A partir do século XIX, 1920, surgem as vanguardas artísticas, como o cubismo,
surrealismo e especialmente o dadaísmo que levou a uma crise dos suportes
tradicionais da arte de forma radical e a mediação e aplicação dos processos artísticos
tradicionais através da tecnologia. Com o movimento Fluxus em 1950-1960,,
desenvolve-se uma reacção crítica e céptica contra a tecnologia, através da
apropriação de seus produtos colocados fora do seu contextos e maltratados,
numa lógica de antimáquina e destocado a chocar a sociedade industrial. Para a
autora, este tipo de ruptura, é sintomático com o aparecimento de uma nova
linguagem onde primeiro tem-se um impacto sobre as formas e meios
predecessores, e depois entra-se numa fase de experimentação e de ruptura. A
partir dos anos 60, entra-se numa fase de aparecimento de novas tecnologias e
experimentação, em particular com a fotografia, vídeo/televisão e cinema, onde
predominam as videoinstalações e videoperformances com trabalhos de Paik, Joan
Jonas, Michael Noll e Billy Kluver, que permitem uma renovação dos princípios da
arte, levando ao aparecimento da arte cinética ou arte computacional, numa
lógica de hibridização, criação cientifica, criação artística e criação
industrial. A Autora refere Ben R.
Laposky, que já nos anos 50 descrevia as suas criações como um exemplo da
possibilidade de se empregar tecnologia moderna na arte e de demonstrar a
relação entre arte e ciência.
Uma das vertentes fundamentais para o advento da arte
tecnológica está associada ao conceito de instalação, que pode ser vista como
uma extensão do estúdio para o espaço social. Este conceito de instalação surge
num ambiente contestatário antimuseu, mas é mais tarde absorvido por este tipo
de espaço. No entanto, com as telecomunicações, enquanto meio de transmissão,
que permite o surgimento de movimentos de arte telemática, net art ou web arte,
nomeadamente nos anos 90. Estas telecomunicações, permitiram a explosão das
instalações num espaço fechado, para um intercambio, ubiquidade e
desmaterialização da arte, bem como uma nova forma de interacção através de
interfaces, nomeadamente na imagem informática. Um dos autores de referência é
Nam June Pike, segundo a autora.
A partir dos anos 90, além das telecomunicações com vídeo, a
imagem processada computacionalmente, segundo a autora, parecia ter um
potencial ilimitado, levando a que a digitalização pudesse ser vista como uma
tecnologia que levou a imagem a saltar para o paradigma pós-fotográfico com
todas as consequências que isso trouxe para a sua produção, armazenamento,
difusão e recepção. Esta nova revolução,
poderá trazer consequências antropológicas e socio-culturais profundas, com o
advento da cibercultura e comunidades virtuais.

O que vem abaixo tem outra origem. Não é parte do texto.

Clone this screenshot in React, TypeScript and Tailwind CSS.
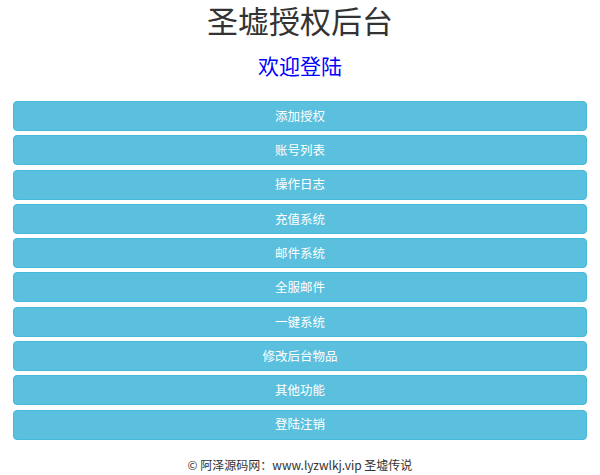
import React from "react";

const items = ["添加授权", "账号列表", "操作日志", "充值系统", "邮件系统", "全服邮件", "一键系统", "修改后台物品", "其他功能", "登陆注销"];

export default function App() {
  return (
    <div
      className="w-[600px] h-[475px] bg-white overflow-hidden"
      style={{ fontFamily: '"Noto Sans CJK SC", "Noto Sans", "Liberation Sans", sans-serif' }}
    >
      <div className="h-[40px] flex items-center justify-center text-[31px] text-[#333333] leading-[40px]">
        圣墟授权后台
      </div>
      <div className="mt-[10px] h-[30px] flex items-center justify-center text-[21px] text-[#0000ff] leading-[30px]">
        欢迎登陆
      </div>
      <div className="mt-[21px] px-[13px] flex flex-col gap-[4.3px]">
        {items.map((t) => (
          <div
            key={t}
            className="h-[30px] flex items-center justify-center rounded-[4px] bg-[#5bc0de] border border-[#46b8da] text-white text-[12.5px] leading-none"
          >
            {t}
          </div>
        ))}
      </div>
      <div
        className="mt-[15px] h-[20px] flex items-center justify-center text-[12px] text-[#333333] leading-[20px]"
        style={{ fontFamily: '"Noto Sans CJK SC", "Liberation Sans", sans-serif' }}
      >
        © 阿泽源码网：www.lyzwlkj.vip 圣墟传说
      </div>
    </div>
  );
}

Na era digital, segundo a autora, não está em causa somente
a utilização de linguagem multimédia digital, mas também a possibilidade de
comunicação instantânea, ao vivo, criando redes globais e formas de interacção
diferenciadas e participativas. Esta arte, denominada interactiva, envolve
assim a mediação por computador e uma participação activa do receptor. Com a
realidade virtual, e distribuída, cria-se um ciberespaço de ambientes
multi-utilizador com projecção em novos
territórios de sensorialidade e sensibilidade.
Daí que a autora, aponte como tendências da arte digital,
enquanto tendências para um conceito mais abrangente de ciberarte, ligado a uma
cibercultura, onde do espaço físico, mesmo de museus, passasse para
instalações-remotas, denominadas de net instalações, ciberinstalações,
videoinstalaçõe multimédia, assente em conceitos de interactividade, acessos
remoto e hibridização. Nestas instalações, as interacções poder ser com
sensores ou webcams, para colocar em acção o conceito de ambientes virtuais,
com telepresença e telerobótica. Nestes ambientes, segundo a autora, o receptor
passa a habitar mentalmente o mundo simulado enquanto o seu seu corpo físico se
encontra ligado para permitir a viagem imersiva neste espaço. Num outro domínio mais complexo, a autora
aponta como tendências, o diálogo entre o biológico e sistemas artificiais, com
utilização de inteligência artificial para se implementar técnicas de
engenharia genética para permitir de forma mais realista projectar o corpo e
mente do receptor num espaço simulado de ambiente virtual.